The sample apps allow our team to quickly develop and test UI components and styles in isolation of our consumer apps. By putting our themes, styles and composables in library modules, we were able to publish these to our artifactory repository as Android archives using Maven publish.

Our two libraries are based on the generated theme files. For the Android View system we then created styles and custom views based on the theme XML files. For Jetpack Compose we created our own composables that use the generated theme classes.

Our generated theme files are used in the Android UI project which produces two libraries that can be used in our Android consumer applications.

By having common libraries that can be shared between apps, we would now only have to copy the theme files once into our AndroidUI repo. Another big advantage was that we could also create one set of styles and custom UI components based on our generated themes. These styles and components could then be shared across the apps, giving another level of consistency and also eliminating any duplication of effort.

For our consumer apps to be able to use the libs all they needed to do was to add our artifactory repository to their gradle setup and declare the dependencies.

The Proof of the PIE is in the Eating

How has having this design system worked for us at JET? Has it been worth the effort to set this up and has it had any tangible benefits? It has certainly allowed us to centralise our approach to UI design and implementation, and has reduced development time and effort across our apps. Recently around June and July last year we were also asked to implement a redesign of our app. These changes were wide ranging with new colours, typography and shape. Our designers updated our design tokens and then for the Android team it was a matter of regenerating the theme files for both views and composables. To be honest there was a little more work we had to do on tweaking our styles, but on the whole having this system in the place made the whole redesign much more manageable and consistent.

For the Android developers at JET using PIE and the tools we have developed around it has definitely been a win. The result is that we now have two separate libs that can be used across Android applications. The libraries use a consistent design language and are generated from a single source. The design language is consistent across all platforms.
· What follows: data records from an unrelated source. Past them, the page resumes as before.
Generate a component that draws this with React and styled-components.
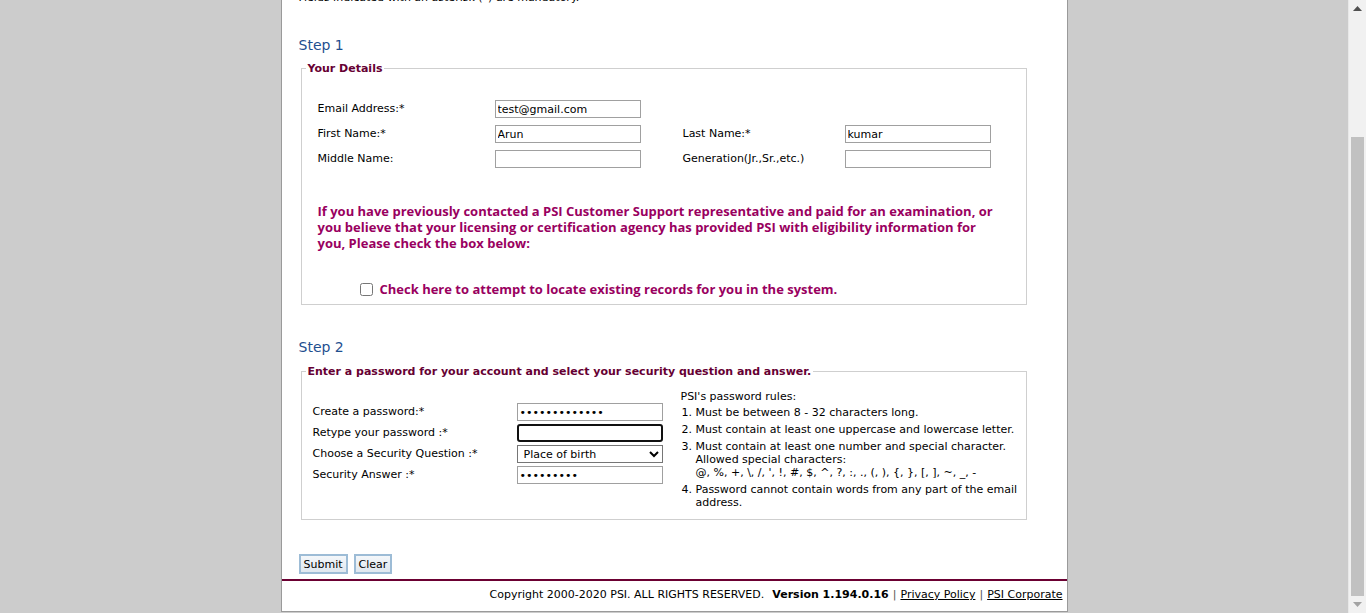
import React from "react";
import styled, { createGlobalStyle } from "styled-components";

const GlobalStyle = createGlobalStyle`
  html, body {
    margin: 0;
    padding: 0;
    height: 613px;
    overflow: hidden;
    background: #cccccc;
  }
  body {
    font-family: "DejaVu Sans", Verdana, sans-serif;
    font-size: 11px;
    color: #000;
  }
`;

const Screen = styled.div`
  display: flex;
  height: 613px;
  overflow: hidden;
`;

const Viewport = styled.div`
  flex: 1;
  display: flex;
  justify-content: center;
  align-items: flex-start;
  background: #cccccc;
`;

const Page = styled.div`
  width: 785px;
  margin-top: -9px;
  background: #fff;
  border-left: 1px solid #9a9a9a;
  border-right: 1px solid #9a9a9a;
  border-bottom: 1px solid #9a9a9a;
`;

const Content = styled.div`
  padding: 0 17px 5px 17px;
`;

const Note = styled.p`
  margin: 0;
  line-height: 14px;
`;

const StepTitle = styled.h2`
  margin: ${(p) => p.$top}px 0 ${(p) => p.$bottom}px 0;
  font-size: 14px;
  font-weight: normal;
  color: #1f4f8f;
  line-height: 16px;
`;

const Fieldset = styled.fieldset`
  margin: 0 23px 0 2px;
  padding: ${(p) => p.$pad};
  border: 1px solid #cfcfcf;
  min-width: 0;
`;

const Legend = styled.legend`
  padding: 0 2px;
  margin-left: ${(p) => p.$shift}px;
  font-weight: bold;
  font-size: 11px;
  color: #660033;
`;

const DetailsGrid = styled.div`
  display: grid;
  grid-template-columns: 177px 146px 42px 162px 146px;
  row-gap: 7px;
  align-items: center;
`;

const Label = styled.label`
  line-height: 18px;
  white-space: nowrap;
`;

const Input = styled.input`
  box-sizing: border-box;
  width: 146px;
  height: 18px;
  margin: 0;
  padding: 0 2px;
  border: 1px solid #a0a0a0;
  font-family: "DejaVu Sans", Verdana, sans-serif;
  font-size: 11px;
  color: #000;
  background: #fff;
  outline: none;
  ${(p) =>
    p.$focused &&
    `
    border: 2px solid #101010;
    border-radius: 3px;
  `}
`;

const Notice = styled.p`
  max-width: 684px;
  margin: 35px 0 0 0;
  font-family: "Open Sans", sans-serif;
  font-weight: bold;
  font-size: 13px;
  line-height: 16px;
  color: #99005f;
`;

const CheckRow = styled.label`
  display: flex;
  align-items: center;
  gap: 7px;
  margin: 29px 0 0 42px;
  font-family: "Open Sans", sans-serif;
  font-weight: bold;
  font-size: 13px;
  color: #99005f;
`;

const Checkbox = styled.input`
  margin: 0;
  width: 13px;
  height: 13px;
`;

const PasswordLayout = styled.div`
  display: flex;
  gap: 18px;
`;

const PasswordGrid = styled.div`
  display: grid;
  grid-template-columns: 204px 146px;
  row-gap: 3px;
  align-content: start;
  padding-top: 15px;
`;

const Select = styled.select`
  box-sizing: border-box;
  width: 146px;
  height: 18px;
  margin: 0;
  padding: 0 0 0 2px;
  border: 1px solid #767676;
  font-family: "DejaVu Sans", Verdana, sans-serif;
  font-size: 11px;
  color: #000;
  background: #fff;
`;

const Rules = styled.div`
  padding-top: 2px;
  line-height: 13px;
`;

const RuleTitle = styled.div`
  margin-bottom: 3px;
`;

const RuleList = styled.ol`
  margin: 0;
  padding: 0 0 0 15px;
`;

const RuleItem = styled.li`
  margin-bottom: 4px;
`;

const Buttons = styled.div`
  display: flex;
  gap: 6px;
  margin-top: 34px;
`;

const Button = styled.button`
  height: 20px;
  padding: 0 3px;
  border: 2px solid #9dbcd6;
  background: linear-gradient(#f4f7fa, #dfe7ef);
  font-family: "DejaVu Sans", Verdana, sans-serif;
  font-size: 11px;
  color: #000;
`;

const Footer = styled.div`
  border-top: 2px solid #6b0032;
  display: flex;
  justify-content: flex-end;
  align-items: flex-start;
  gap: 4px;
  height: 32px;
  box-sizing: border-box;
  padding: 7px 4px 0 0;
`;

const Strong = styled.b`
  margin-left: 4px;
`;

const FooterLink = styled.a`
  color: #000;
  text-decoration: underline;
`;

const Pipe = styled.span`
  color: #555;
`;

const Scrollbar = styled.div`
  width: 17px;
  display: flex;
  flex-direction: column;
  align-items: center;
  background: #f1f1f1;
  border-left: 1px solid #e8e8e8;
`;

const Arrow = styled.div`
  height: 17px;
  display: flex;
  align-items: center;
  justify-content: center;
`;

const Track = styled.div`
  flex: 1;
  width: 100%;
  display: flex;
  flex-direction: column;
  padding: 0 2px;
  box-sizing: border-box;
`;

const Thumb = styled.div`
  margin-top: 120px;
  flex: 1;
  background: #c1c1c1;
`;

const Up = () => (
  <svg width="9" height="5" viewBox="0 0 9 5">
    <path d="M0 5 L4.5 0 L9 5 Z" fill="#505050" />
  </svg>
);

const Down = () => (
  <svg width="9" height="5" viewBox="0 0 9 5">
    <path d="M0 0 L4.5 5 L9 0 Z" fill="#a3a3a3" />
  </svg>
);

export default function App() {
  return (
    <>
      <GlobalStyle />
      <Screen>
        <Viewport>
          <Page>
            <Content>
              <Note>Fields indicated with an asterisk (*) are mandatory.</Note>

              <StepTitle $top={32} $bottom={9}>Step 1</StepTitle>
              <Fieldset $pad="25px 16px 6px 16px">
                <Legend $shift={-12}>Your Details</Legend>
                <DetailsGrid>
                  <Label>Email Address:*</Label>
                  <Input defaultValue="test@gmail.com" />
                  <span />
                  <span />
                  <span />

                  <Label>First Name:*</Label>
                  <Input defaultValue="Arun" />
                  <span />
                  <Label>Last Name:*</Label>
                  <Input defaultValue="kumar" />

                  <Label>Middle Name:</Label>
                  <Input />
                  <span />
                  <Label>Generation(Jr.,Sr.,etc.)</Label>
                  <Input />
                </DetailsGrid>

                <Notice>
                  If you have previously contacted a PSI Customer Support representative and paid for an examination, or
                  you believe that your licensing or certification agency has provided PSI with eligibility information for
                  you, Please check the box below:
                </Notice>
                <CheckRow>
                  <Checkbox type="checkbox" />
                  Check here to attempt to locate existing records for you in the system.
                </CheckRow>
              </Fieldset>

              <StepTitle $top={34} $bottom={10}>Step 2</StepTitle>
              <Fieldset $pad="10px 2px 6px 11px">
                <Legend $shift={-7}>Enter a password for your account and select your security question and answer.</Legend>
                <PasswordLayout>
                  <PasswordGrid>
                    <Label>Create a password:*</Label>
                    <Input type="password" defaultValue="Password@1234" />
                    <Label>Retype your password :*</Label>
                    <Input type="password" $focused />
                    <Label>Choose a Security Question :*</Label>
                    <Select defaultValue="birth">
                      <option value="birth">Place of birth</option>
                      <option value="pet">Name of first pet</option>
                    </Select>
                    <Label>Security Answer :*</Label>
                    <Input type="password" defaultValue="Chennai12" />
                  </PasswordGrid>
                  <Rules>
                    <RuleTitle>PSI's password rules:</RuleTitle>
                    <RuleList>
                      <RuleItem>Must be between 8 - 32 characters long.</RuleItem>
                      <RuleItem>Must contain at least one uppercase and lowercase letter.</RuleItem>
                      <RuleItem>
                        Must contain at least one number and special character.
                        <br />
                        Allowed special characters:
                        <br />
                        @, %, +, \, /, ', !, #, $, ^, ?, :, ., (, ), {"{"}, {"}"}, [, ], ~, _, -
                      </RuleItem>
                      <RuleItem>Password cannot contain words from any part of the email address.</RuleItem>
                    </RuleList>
                  </Rules>
                </PasswordLayout>
              </Fieldset>

              <Buttons>
                <Button type="button">Submit</Button>
                <Button type="button">Clear</Button>
              </Buttons>
            </Content>
            <Footer>
              <span>Copyright 2000-2020 PSI. ALL RIGHTS RESERVED.</span>
              <Strong>Version 1.194.0.16</Strong>
              <Pipe>|</Pipe>
              <FooterLink href="#">Privacy Policy</FooterLink>
              <Pipe>|</Pipe>
              <FooterLink href="#">PSI Corporate</FooterLink>
            </Footer>
          </Page>
        </Viewport>
        <Scrollbar>
          <Arrow>
            <Up />
          </Arrow>
          <Track>
            <Thumb />
          </Track>
          <Arrow>
            <Down />
          </Arrow>
        </Scrollbar>
      </Screen>
    </>
  );
}
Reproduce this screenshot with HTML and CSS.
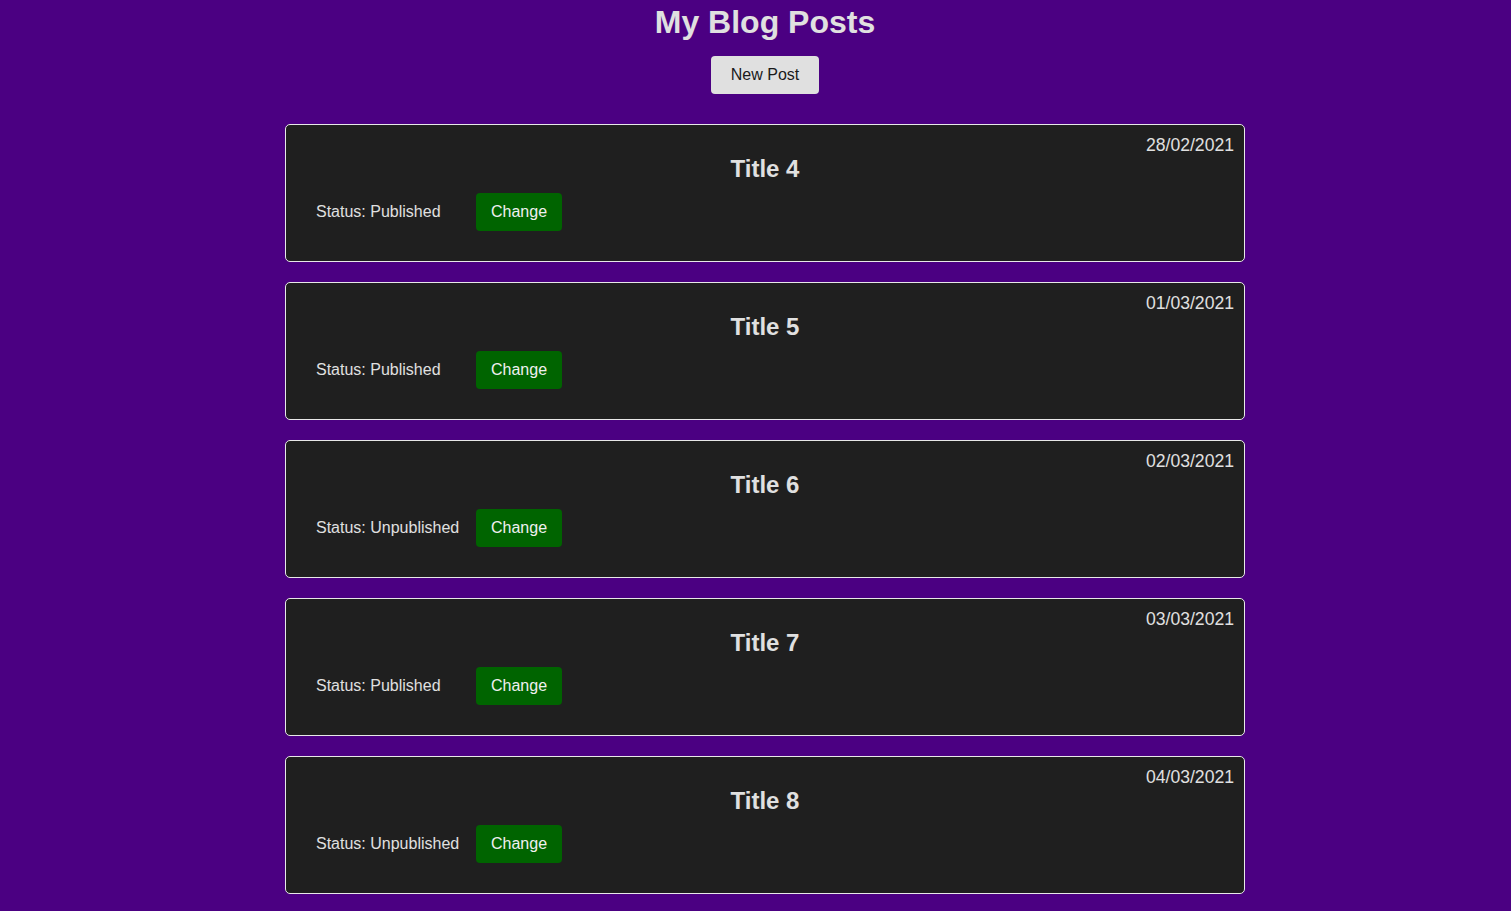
FILE: index.html
```html
<!DOCTYPE html>
<html lang="en">
<head>
<meta charset="utf-8">
<title>My Blog Posts</title>
<link rel="stylesheet" href="styles.css">
</head>
<body>
<main class="page">
  <header class="header">
    <h1 class="page-title">My Blog Posts</h1>
    <button class="btn-new">New Post</button>
  </header>
  <section class="posts">
    <article class="post">
      <span class="post-date">28/02/2021</span>
      <h2 class="post-title">Title 4</h2>
      <div class="post-row"><span class="post-status">Status: Published</span><button class="btn-change">Change</button></div>
    </article>
    <article class="post">
      <span class="post-date">01/03/2021</span>
      <h2 class="post-title">Title 5</h2>
      <div class="post-row"><span class="post-status">Status: Published</span><button class="btn-change">Change</button></div>
    </article>
    <article class="post">
      <span class="post-date">02/03/2021</span>
      <h2 class="post-title">Title 6</h2>
      <div class="post-row"><span class="post-status">Status: Unpublished</span><button class="btn-change">Change</button></div>
    </article>
    <article class="post">
      <span class="post-date">03/03/2021</span>
      <h2 class="post-title">Title 7</h2>
      <div class="post-row"><span class="post-status">Status: Published</span><button class="btn-change">Change</button></div>
    </article>
    <article class="post">
      <span class="post-date">04/03/2021</span>
      <h2 class="post-title">Title 8</h2>
      <div class="post-row"><span class="post-status">Status: Unpublished</span><button class="btn-change">Change</button></div>
    </article>
  </section>
</main>
</body>
</html>
```
FILE: styles.css
```css
html, body {
  margin: 0;
  padding: 0;
  background: #4b0082;
}
body {
  font-family: "Liberation Sans", Arial, sans-serif;
  color: #e0e0e0;
  padding-left: 19px;
}
.page {
  display: flex;
  flex-direction: column;
  align-items: center;
  padding-top: 4px;
}
.header {
  display: flex;
  flex-direction: column;
  align-items: center;
}
.page-title {
  margin: 0;
  font-size: 32px;
  line-height: 37px;
  font-weight: bold;
  color: #e0e0e0;
}
.btn-new {
  margin-top: 15px;
  font-family: inherit;
  font-size: 16px;
  line-height: 18px;
  padding: 10px 20px;
  border: none;
  border-radius: 4px;
  background: #e0e0e0;
  color: #1a1a1a;
}
.posts {
  margin-top: 30px;
  display: flex;
  flex-direction: column;
  gap: 20px;
  width: 960px;
}
.post {
  position: relative;
  box-sizing: border-box;
  background: #1f1f1f;
  border: 1px solid #e8e8e8;
  border-radius: 5px;
  padding: 30px 30px 30px;
  display: flex;
  flex-direction: column;
}
.post-date {
  position: absolute;
  top: 10px;
  right: 10px;
  font-size: 17.6px;
  line-height: 20px;
}
.post-title {
  margin: 0 0 10px;
  text-align: center;
  font-size: 24px;
  line-height: 28px;
  font-weight: bold;
}
.post-row {
  display: flex;
  align-items: center;
}
.post-status {
  width: 160px;
  font-size: 16px;
  line-height: 18px;
}
.btn-change {
  font-family: inherit;
  font-size: 16px;
  line-height: 18px;
  padding: 10px 15px;
  border: none;
  border-radius: 4px;
  background: #006400;
  color: #f0f0f0;
}
```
We have greatly reduced the time and effort of implementing themes, styles and custom components, and we can update our designs quicker with fewer errors and variations.

Future Improvements

What we have now has been a big step forward for the Android team. But looking to the future, there is still more we can do. At the moment, the creation of the JSON file containing our design tokens is a manual process that is error-prone and laborious. With that in mind we have been looking at ways of making this process easier. Recently our design team switched to using Figma, which is a great design tool that has a rich set of features and also a set of APIs. With Figma, we have been looking at ways of creating our design tokens directly within the Figma app, then using the powerful set of APIs it provides to extract this information so that our tools such as AndroidPIE can make use of the tokens.

Another area we are looking to improve is the copying of the generated themes into the Android UI project. Again, at the moment, this is a manual process but we are looking to automate this in the near future.

Finally, you may have noticed that we are only generating our themes whereas our styles and composables are created manually. Wouldn’t it be great if we could generate our UI components directly from our designs? It’s an ambitious target and many have failed in this area, but recently Google, along with Figma, have announced a new initiative called Design to Code. This is something we are taking a closer look at. If this system could be implemented within our organisation, it would give us even more gains and further streamline our process of design to development.